A Criterion of Mastery is stated in terms of consecutive correct performances, it is not stated as a percentage. Keep in mind that an 80 percent success rate is, in fact, a 20 percent error rate — a level of performance that is incompatible with any meaningful definition of excellence or mastery. A Criterion of Mastery should be a sensible and practical number of consecutive correct performances. Most criteria of mastery for classroom assignments fall between four and ten. The number of repetitions of a skill that are useful before you start “beating it to death” is a judgment call on your part.

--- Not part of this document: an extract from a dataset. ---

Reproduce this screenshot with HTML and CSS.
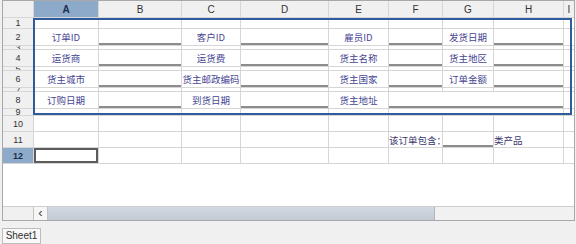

My teachers were big on projects. We always had an art project or a science project to work on if we finished early. In addition to being “sponge activities,” they functioned as incentives. My sixth grade teacher, Miss Bakey, had us bring from home shoeboxes with our names printed on them. We spent one whole class period choosing a science project and collecting the supplies and materials we needed for it. We placed the materials in our “project boxes” and lined them up on the shelf that ran above the radiators by the window. I knew that, as soon as I knocked off those five problems in a row, it was project time! I also knew that if I became sloppy by trying to work too fast, I would have to work longer to get five in a row correct.
No Joy, No Work
Let’s add to the question “Why should I?,” the adage “No work, no joy.” If you want kids who have no great internalized work ethic to get on the ball and work, you must give them a reason. Since those kids do not work well for delayed reinforcers, you must provide reinforcers soon – immediately upon completion of the task, if possible. Attempting to answer the question, “Why should I?” in a meaningful fashion will push you toward structuring enjoyment as the counterpoint to work in every lesson. Chances are, you will have your students doing more than a few projects. You might even use Miss Bakey’s project box.